30 thoughts on “The Love Sandwich

  1. Welcome to TKZ, Elaine!

    I worked with a terrific editor once who was known for his letters (they were almost the stuff of legend), long and detailed, and though right on, it was always daunting to see what needed fixing. I would get the letter and place it on the corner of my desk, and walk around it for a couple of days before opening it. I knew it was going to mean some jarring revelations and a lot of work, but it always made the books better.

    • I’ve tried your approach, but since I know I’m going to waste time getting angry and sulking, I’ve learned to dive right in and let the fuming begin.

  2. Welcome to TKZ, Elaine. Great to have you here. Congrats on finishing your latest and showing us all a lesson in accepting criticism. It’s so hard when you’ve spent a year working on your “baby” only to have the editor find fault, even in a loving way. Best of luck with FINAL SAIL.

  3. Editors are usually right. We might not like what they say, but their suggestions do make our books stronger. Nowadays my letters come via email, accompanied by a manuscript marked all over by Track Changes. Once I accidentally “Accepted” all changes when I was nearly 3/4 through, meaning my editor wouldn’t see the fixes I’d made. I had to start all over. Be careful what button you push!

  4. A link to the book on Amazon would be nice (or is that against blog etiquette?) because the Times review has me psyched to read a few pages. I’ll go and look it up anyway, but it never hurts to make things easy on us casual surfers…:)

    Judith

  5. Welcome to TKZ, Elaine! Your story is a great reminder that we all need to handle criticism from time to time, and benefit by doing so. Can’t wait to check out FINAL SAIL!

  6. This was wonderful! I look forward to reading your column.

    Maybe you could describe your revision process more in depth later? I may or may not be hip deep in grueling revision right now…

  7. LMAO, I read this and couldn’t stop smiling.

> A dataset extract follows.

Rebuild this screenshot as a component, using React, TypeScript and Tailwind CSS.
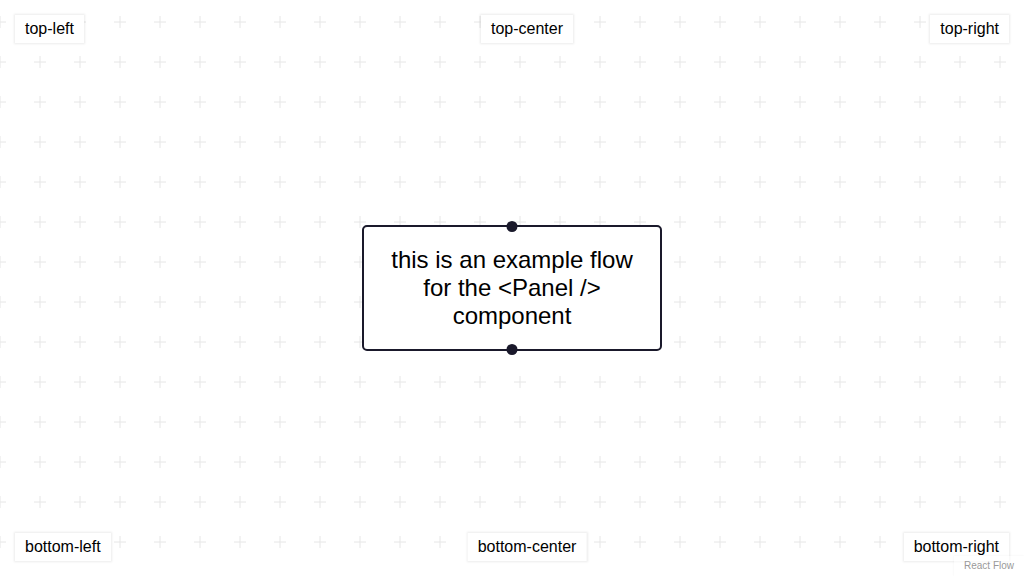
import React from 'react';

const font = { fontFamily: '"Liberation Sans", Arial, sans-serif' };

function Panel({ label, className }: { label: string; className: string }) {
  return (
    <div
      className={`absolute bg-white px-[10px] py-[5px] text-[16px] leading-[18px] text-black shadow-[0_0_2px_1px_rgba(0,0,0,0.08)] ${className}`}
    >
      {label}
    </div>
  );
}

function CrossBackground() {
  return (
    <svg className="absolute inset-0 h-full w-full" aria-hidden>
      <defs>
        <pattern id="cross" x="-20" y="2" width="40" height="40" patternUnits="userSpaceOnUse">
          <path d="M14 20h12M20 14v12" stroke="#e6e6e6" strokeWidth="1" />
        </pattern>
      </defs>
      <rect width="100%" height="100%" fill="url(#cross)" />
    </svg>
  );
}

export default function App() {
  return (
    <div className="relative h-[576px] w-[1024px] overflow-hidden bg-white" style={font}>
      <CrossBackground />

      {/* node */}
      <div className="absolute left-[362px] top-[225px] w-[300px] rounded-[5px] border-2 border-[#1a192b] bg-white px-[20px] py-[19px] text-center text-[24px] leading-[28px] text-black">
        this is an example flow for the &lt;Panel /&gt; component
        <span className="absolute left-1/2 top-[-6px] h-[11px] w-[11px] -translate-x-1/2 rounded-full bg-[#1a192b]" />
        <span className="absolute bottom-[-6px] left-1/2 h-[11px] w-[11px] -translate-x-1/2 rounded-full bg-[#1a192b]" />
      </div>

      <Panel label="top-left" className="left-[15px] top-[15px]" />
      <Panel label="top-center" className="left-[calc(50%+15px)] top-[15px] -translate-x-1/2" />
      <Panel label="top-right" className="right-[15px] top-[15px]" />
      <Panel label="bottom-left" className="bottom-[15px] left-[15px]" />
      <Panel label="bottom-center" className="bottom-[15px] left-[calc(50%+15px)] -translate-x-1/2" />
      <Panel label="bottom-right" className="bottom-[15px] right-[15px]" />

      <div className="absolute bottom-0 right-0 bg-white/50 px-[10px] py-[3px] text-[10px] leading-[14px] text-[#999] shadow-[0_0_2px_0_rgba(0,0,0,0.06)]">
        React Flow
      </div>
    </div>
  );
}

What a great explaination and very understandable view on everything we go through with the edit process. It is pretty interesting how we always end right back at “acceptance” of those changes, isn’t it?

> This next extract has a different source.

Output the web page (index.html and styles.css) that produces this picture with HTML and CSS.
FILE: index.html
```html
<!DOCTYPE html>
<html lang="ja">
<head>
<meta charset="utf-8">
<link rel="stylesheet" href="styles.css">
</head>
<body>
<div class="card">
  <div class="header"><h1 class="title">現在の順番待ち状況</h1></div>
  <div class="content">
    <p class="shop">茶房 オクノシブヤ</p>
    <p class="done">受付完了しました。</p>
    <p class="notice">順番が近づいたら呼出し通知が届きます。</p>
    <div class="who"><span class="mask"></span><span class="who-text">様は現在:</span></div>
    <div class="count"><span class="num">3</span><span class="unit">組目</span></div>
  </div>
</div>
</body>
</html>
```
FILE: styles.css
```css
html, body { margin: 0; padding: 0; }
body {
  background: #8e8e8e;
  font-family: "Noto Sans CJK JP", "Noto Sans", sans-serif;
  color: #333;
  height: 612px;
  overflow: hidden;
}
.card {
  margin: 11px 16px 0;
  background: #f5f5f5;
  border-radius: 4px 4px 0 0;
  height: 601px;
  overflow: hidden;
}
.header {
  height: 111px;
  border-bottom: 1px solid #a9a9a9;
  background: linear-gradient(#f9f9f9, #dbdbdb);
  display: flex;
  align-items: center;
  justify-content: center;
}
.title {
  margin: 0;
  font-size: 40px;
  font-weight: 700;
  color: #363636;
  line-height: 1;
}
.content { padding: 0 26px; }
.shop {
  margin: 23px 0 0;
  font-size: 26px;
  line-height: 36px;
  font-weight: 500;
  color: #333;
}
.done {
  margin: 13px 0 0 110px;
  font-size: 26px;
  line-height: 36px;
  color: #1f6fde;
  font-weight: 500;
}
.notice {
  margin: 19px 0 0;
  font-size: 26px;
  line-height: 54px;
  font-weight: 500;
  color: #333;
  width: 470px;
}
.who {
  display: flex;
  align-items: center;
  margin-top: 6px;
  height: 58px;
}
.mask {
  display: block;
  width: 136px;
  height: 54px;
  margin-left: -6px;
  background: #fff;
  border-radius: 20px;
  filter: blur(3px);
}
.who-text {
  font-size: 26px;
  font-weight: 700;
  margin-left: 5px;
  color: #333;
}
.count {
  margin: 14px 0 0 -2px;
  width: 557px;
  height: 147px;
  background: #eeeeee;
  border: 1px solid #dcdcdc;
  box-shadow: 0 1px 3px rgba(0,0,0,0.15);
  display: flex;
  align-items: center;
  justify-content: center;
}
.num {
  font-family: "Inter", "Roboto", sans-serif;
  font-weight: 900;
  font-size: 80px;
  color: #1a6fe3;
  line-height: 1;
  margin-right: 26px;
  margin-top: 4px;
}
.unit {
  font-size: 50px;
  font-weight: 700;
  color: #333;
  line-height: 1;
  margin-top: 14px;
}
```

    Thanks for the entertaining post!

    DC Stone
    http://www.authordcstone.com

    • Earlier in my career, I balked at those changes — and then had to endure reviewers pointing those saves as flaws. I’ve working my way through the school of hard knocks.

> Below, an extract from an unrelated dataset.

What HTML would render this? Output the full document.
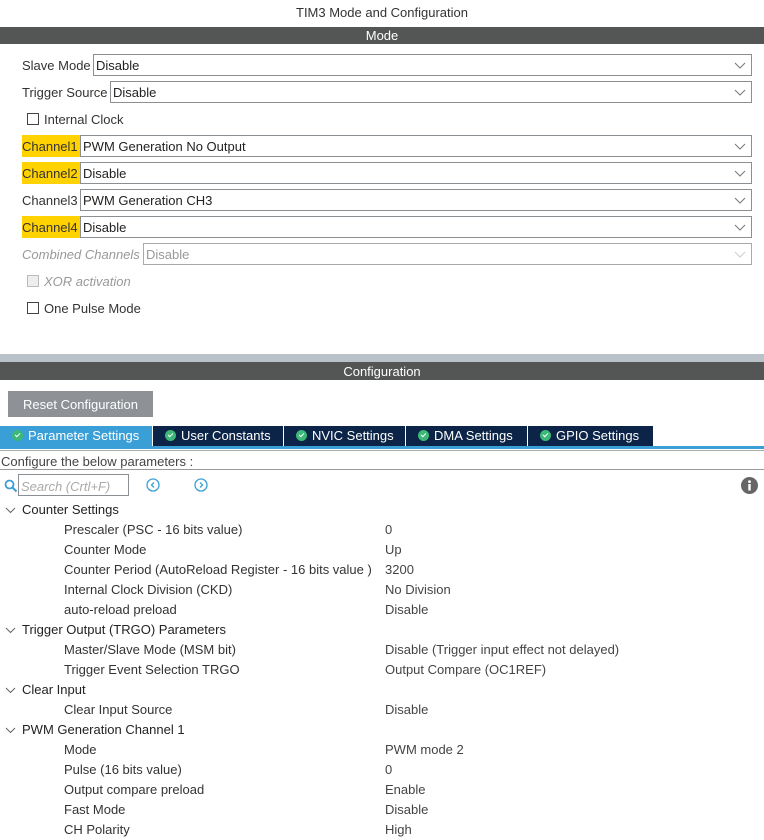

  8. Welcome to TKZ Elaine! I have bitten that particular love sandwich before (my agent usually serves it first:)) and my initial reaction is always total ego deflation (ssss….) when I realize he’s right. Then I’m thankful I have someone who gives such great editorial input…then I go away and cry when I think of all the revision ahead of me.

  9. Great to see you on TKZ, Elaine. I go through the five stages when I meet with my writers group. Sometime I can reach acceptance that night, sometimes it takes a couple of days. Okay, once in a great while I think they’re wrong.

    • I’m more wary of writing group commehnts, Stephen, unless they’re a really good group. Other motives, like jealousy, can enter in. Or maybe that’s me wearing my mystery writer fedora.

    • Elaine – luckily my writers group consists of two other writers that I trust implicitly. If anything, I’m jealous of their talents. And that’s me wearing my bowler.

  10. Welcome, Elaine, and thanks for sharing your experience, pain and joy and all. I recall that waaaaaaaaay back in the early 1960s MAD Magazine did a seven or nine panel illustrated article about the evolution of a film. It began with a pitch — a story about a Polish kid from Brooklyn who makes it to the major leagues — and in each panel someone makes a small change, beginning with the kid’s first name and going from there. Within a relatively few number of steps the idea had become a remake of “Cinderella.” No matter how bad things are, they can always be worse.

  11. Elaine thank you for such an informative post!! As a newbie to the industry, I am experiencing all information like a newborn learns to speak. It was very enlightening to see what an editor would address for correction. Sometimes when my co-author and myself are critiquing each other’s recent additions to our WIP, we tend to micro criticize, like using the word “fluid” instead of “liquid” for a silly example. It seems a waste of time and bogs us down. Your editor seemed to really focus on the construction of your story telling and conceptual ideas rather than the creative process of your writing skills, i.e. word usage and syntax. Is this generally something that they usually critique or do they also go into the creative process of language usage as well? Meaning not just a suggestion of changing your storyline but changing how it is presented. For me, thinking that far in advanced, because I am no where near going to an editor yet, terrifies me. I once heard a saying on FB, I don’t know who to credit, but it goes something like this, “Writing is easy. You just sit at a typewriter and open a vein.” Sharing a bit of our souls is a very vulnerable position to be in. I’m so glad that writers like yourselves have had the courage to expose your veins and pave the way for others like myself. You offer hope to our dreams by being leaders in the industry. Thank you for doing what you do. 🙂

  12. Thanks, Jeannette. My editor and the copyeditor will both make suggestions about working in the copyedited version. Those are small changes like you describe. Copyediting is the way Nancy mentioned in her comment — it’s all electronice with “track changes.” Each person — the editor, author, copyeditor — makes a change in a different color. Only the managing editor at the publishing house has the power to approve and finalize all changes. There are also comment balloons, where my editor will say, “Could you re-word that?”

  13. Howdy Elaine! Great to have another new face in the family.

    Editors are like cleaning a wound with hydrogen peroxide. It may sting a bit now but proper application of the stingy thingy will get all the nasties out and heal the wound up without a scar.

    Editors can also point things out that the writer may not realize is an issue. For instance, when my editor went through my second novel, 65 BELOW, she pointed said I needed to change snow machine to snowmobile.

    I told her “But Alaskans call them snow machines, not snowmobiles.”

    “But,” she replied, “most of your readers are not Alaskans. And to them a snow machine is that thing that makes fake snow for the ski slopes, it will be hard to imagine your hero chasing the terrorists on one of those.”

    Ah…I see the light.

    of course later I did get a couple of reviews from Alaskans who said I was obviously not an Alaskan myself, because no Alaskan says snowmobile.

    • 80 degrees for the past two weeks. It’s nice for the most part, except that almost no homes up here have AC, which makes for hot sweaty nights…and I’m not talking the romantic kind. Not complaining though…past two years it almost never got above 70 the whole summer.